Definitely do what you are comfortable with. Being comfortable with where you are is important, because you have to be confident in most of your decisions when you play the game. Otherwise, you just become overwhelmed with self-doubt.

I found 5/10 to be difficult and it took me a while to learn to beat it. If I had two suggestions for you, they would be:

(1) Make sure you play some full ring. The reason I say that is that full ring requires you to really become expert in certain routine situations (e.g. playing AK heads up after 3-betting an EP PFR), whereas shorthanded requires you to be good in a wide range of marginal situations. Playing marginal situations is trickier, but there's more room for leaks in your game to go unnoticed, especially because the 6max players on Party are, in general, worse than their full ring counterparts.
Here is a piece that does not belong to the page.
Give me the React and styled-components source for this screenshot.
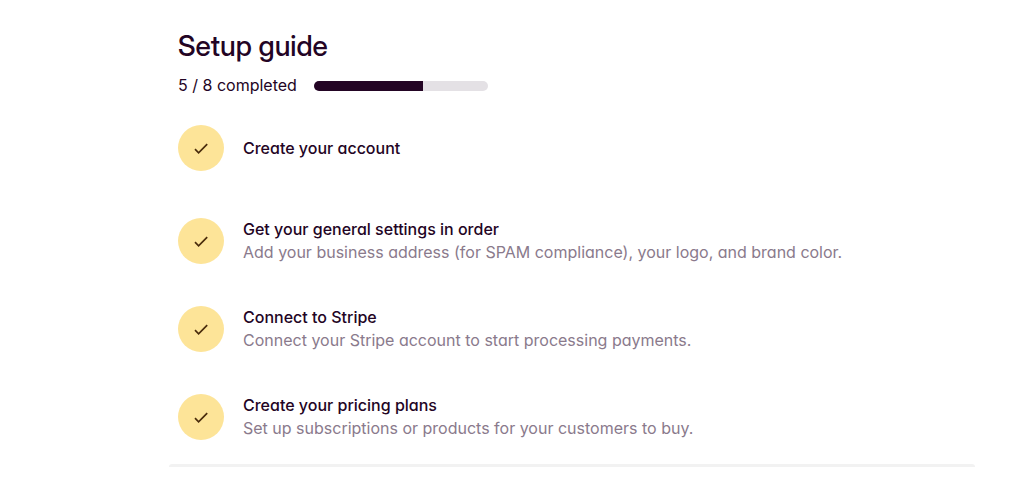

(2) Devote some time to playing a single table (and work hard to not be bored by the slowness of the action). There's so much more you can observe just focusing on one table and, in my experience, these observations are key to beating higher limit games. (Over time, these observations may become routine allowing you to multitable again, but I have found that from 3/6 on I could not beat the games without single tabling them for a substantial amount of time.) My rough estimation is that one learns the same amount playing x hands at a single table as one does playing about 5x hands four-tabling. There's nothing wrong with four tabling as a rule, and it's probably the best thing for building your bankroll. But a certain amount of single tabling is best for your long term development.

Congrats on where you have gotten so far and good luck in your continuing development.